Question 7. Fouch Company makes 30,000 units per year of a part it uses in the products it manufactures. The unit product cost of this part is computed as follows.
Direct Materials
|
$15.70
|
Direct Labor
|
$17.50
|
Variable Manufacturing Overhead
|
$4.50
|
FixedManufacturing Overhead
|
$14.60
|
Unit Product Cost
|
$52.30
|
An outside supplier has offered to sell the company all of these parts it needs for $51.90 a unit. If the company accepts this offer, the facilities now being used to make the part could be used to make more units of a product that is in high demand. The additional contribution margin on this other product would be $219,000 per year.
If the part were purchased from the outside supplier, all of the direct labor cost of the part would be avoided. However, $6.20 of the fixed manufacturing overhead cost being applied to the part would continue even if the part were purchased from the outside supplier. This fixed manufacturing overhead cost would be applied to the company's remaining products.
Required:
i. How much of the unit product cost of $52.30 is relevant in the decision of whether to make or buy the part?
ii. What is the net total dollar advantage (disadvantage) of purchasing the part rather than making it?

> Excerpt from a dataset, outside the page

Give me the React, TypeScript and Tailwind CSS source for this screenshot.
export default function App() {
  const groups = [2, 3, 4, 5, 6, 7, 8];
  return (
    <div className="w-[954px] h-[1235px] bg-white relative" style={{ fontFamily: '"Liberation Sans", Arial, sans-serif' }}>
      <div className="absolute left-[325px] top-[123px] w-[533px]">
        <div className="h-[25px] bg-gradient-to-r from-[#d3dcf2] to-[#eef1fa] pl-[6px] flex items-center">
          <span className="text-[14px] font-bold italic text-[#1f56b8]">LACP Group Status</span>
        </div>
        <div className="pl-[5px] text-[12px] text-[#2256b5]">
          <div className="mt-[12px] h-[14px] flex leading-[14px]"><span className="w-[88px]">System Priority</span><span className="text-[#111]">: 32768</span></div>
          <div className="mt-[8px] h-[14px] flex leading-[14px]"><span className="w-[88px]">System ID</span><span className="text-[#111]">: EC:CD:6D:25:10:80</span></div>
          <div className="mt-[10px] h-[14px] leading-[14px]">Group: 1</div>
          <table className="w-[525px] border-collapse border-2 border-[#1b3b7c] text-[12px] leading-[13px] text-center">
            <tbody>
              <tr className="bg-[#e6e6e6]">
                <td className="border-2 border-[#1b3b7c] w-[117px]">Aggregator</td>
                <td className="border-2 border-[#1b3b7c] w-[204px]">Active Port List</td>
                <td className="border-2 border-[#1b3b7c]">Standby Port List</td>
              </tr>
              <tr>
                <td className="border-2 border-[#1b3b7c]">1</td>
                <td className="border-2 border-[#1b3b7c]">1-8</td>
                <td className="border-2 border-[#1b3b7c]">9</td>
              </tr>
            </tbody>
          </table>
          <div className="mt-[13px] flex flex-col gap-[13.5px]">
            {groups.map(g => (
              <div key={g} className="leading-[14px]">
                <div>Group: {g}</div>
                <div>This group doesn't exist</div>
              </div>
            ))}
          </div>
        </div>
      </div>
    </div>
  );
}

iii. What is the maximum amount the company should be willing to pay an outside supplier per unit for the part if the supplier commits to supplying all 30,000 units required each year?

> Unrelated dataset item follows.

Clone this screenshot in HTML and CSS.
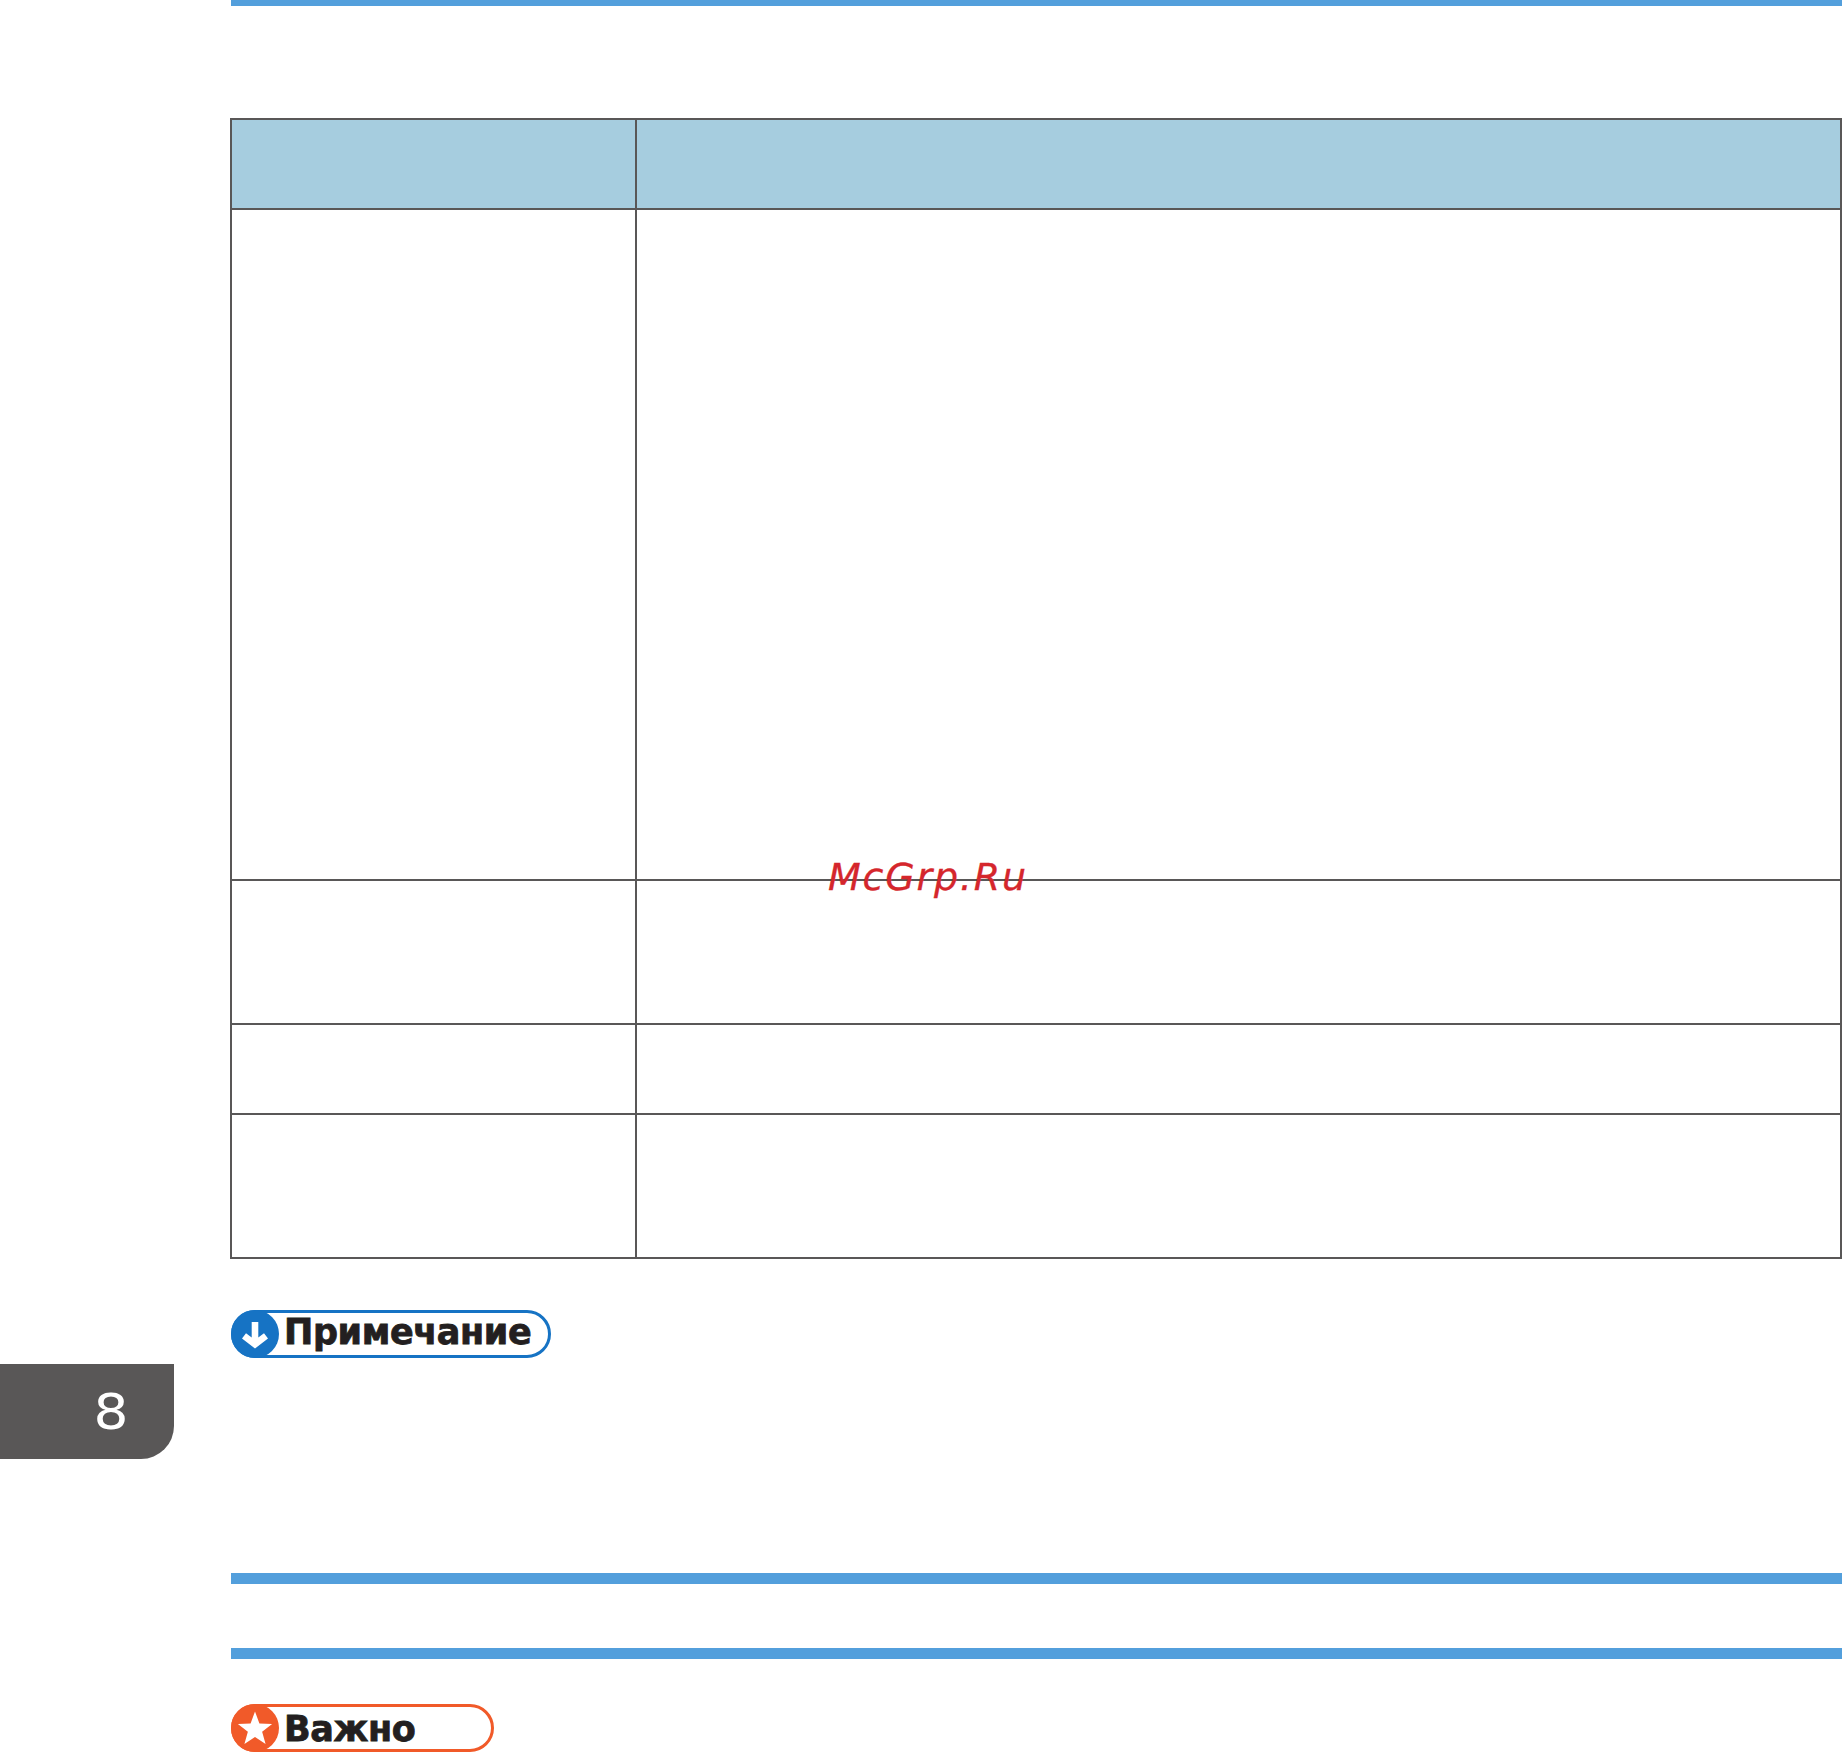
FILE: index.html
```html
<!DOCTYPE html>
<html lang="ru">
<head>
<meta charset="utf-8">
<title>McGrp.Ru</title>
<link rel="stylesheet" href="styles.css">
</head>
<body>
<div class="page">
  <aside class="rail">
    <div class="chapter-tab"><span class="chapter-num">8</span></div>
  </aside>
  <main class="content">
    <div class="bar bar-top"></div>
    <div class="table">
      <div class="cell head"></div><div class="cell head"></div>
      <div class="cell"></div><div class="cell"></div>
      <div class="cell"></div><div class="cell"></div>
      <div class="cell"></div><div class="cell"></div>
      <div class="cell"></div><div class="cell"></div>
    </div>
    <div class="badge badge-note">
      <svg class="badge-icon" viewBox="0 0 48 48" aria-hidden="true">
        <circle cx="24" cy="24" r="24" fill="#1673c4"/>
        <path d="M20.700 12h6.600v15.500l5.700-4.200 4 5.200L24 38.500 11 28.500l4-5.200 5.700 4.200z" fill="#fff"/>
      </svg>
      <span class="badge-label">Примечание</span>
    </div>
    <div class="bar bar-section"></div>
    <div class="bar bar-heading"></div>
    <div class="badge badge-important">
      <svg class="badge-icon" viewBox="0 0 48 48" aria-hidden="true">
        <circle cx="24" cy="24" r="24" fill="#f15a29"/>
        <path d="M24 7.500 28.410 19.430 41.120 19.940 31.130 27.820 34.580 40.060 24 33 13.420 40.060 16.870 27.820 6.880 19.940 19.590 19.430z" fill="#fff"/>
      </svg>
      <span class="badge-label">Важно</span>
    </div>
  </main>
  <div class="watermark">McGrp.Ru</div>
</div>
</body>
</html>
```
FILE: styles.css
```css
html, body {
  margin: 0;
  padding: 0;
  background: #fff;
}
.page {
  position: relative;
  display: flex;
  width: 1842px;
  height: 1753px;
  overflow: hidden;
}
.rail {
  flex: 0 0 231px;
}
.chapter-tab {
  box-sizing: border-box;
  display: flex;
  align-items: center;
  justify-content: flex-end;
  width: 174px;
  height: 95px;
  margin-top: 1364px;
  padding-right: 47px;
  background: #595757;
  border-bottom-right-radius: 33px;
}
.chapter-num {
  display: block;
  font-family: "DejaVu Sans", sans-serif;
  font-size: 50px;
  font-weight: 400;
  line-height: 1;
  color: #fff;
  transform: scaleX(1.1);
}
.content {
  flex: 1;
  min-width: 0;
}
.bar {
  background: #539fdc;
}
.bar-top {
  height: 6px;
}
.table {
  display: grid;
  grid-template-columns: 403px 1203px;
  grid-template-rows: 88px 669px 142px 88px 142px;
  gap: 2px;
  box-sizing: border-box;
  width: 1612px;
  margin: 112px 0 0 -1px;
  padding: 2px;
  background: #595757;
}
.cell {
  background: #fff;
}
.cell.head {
  background: #a6cddf;
}
.badge {
  box-sizing: border-box;
  position: relative;
  display: flex;
  align-items: center;
  height: 48px;
  padding-left: 50px;
  border: 3px solid;
  border-radius: 24px;
  background: #fff;
}
.badge-note {
  width: 320px;
  margin-top: 51px;
  padding-bottom: 3px;
  border-color: #1673c4;
}
.badge-important {
  width: 263px;
  margin-top: 45px;
  padding-top: 2px;
  border-color: #f15a29;
}
.badge-icon {
  position: absolute;
  left: -3px;
  top: -3px;
  width: 48px;
  height: 48px;
}
.badge-label {
  font-family: "DejaVu Sans", sans-serif;
  font-size: 35px;
  font-weight: 700;
  line-height: 1;
  letter-spacing: -0.4px;
  -webkit-text-stroke: 0.8px #231f20;
  color: #231f20;
}
.bar-section {
  height: 11px;
  margin-top: 215px;
}
.bar-heading {
  height: 11px;
  margin-top: 64px;
}
.watermark {
  position: absolute;
  left: 828px;
  top: 855px;
  font-family: "DejaVu Sans", sans-serif;
  font-style: italic;
  font-size: 38px;
  line-height: 1.2;
  letter-spacing: 1.8px;
  -webkit-text-stroke: 0.3px #d5262c;
  color: #d5262c;
}
```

Question 8. Biello Co. manufactures and sells medals for winners of athletic and other events. Its manufacturing plant has the capacity to produce 15,000 medals each month; current monthly production is 14,250 medals. The company normally charges $115 per medal. Cost data for the current level of production are shown below.
Variable Costs
|
|
|
Direct Materials
|
$969,000
|
|
Direct Labor
|
$270,750
|
|
Selling and Administrative
|
$270,075
|
Fixed Costs
|
|
|
|
Manufacturing
|
$370,550
|
|
Selling and Administrative
|
$89,775
|
The company has just received a special one-time order for 600 medals at $102 each. For this particular order, no variable selling and administrative costs would be incurred. This order would also have no effect on fixed costs.
Required:
Should the company accept this special order? Why?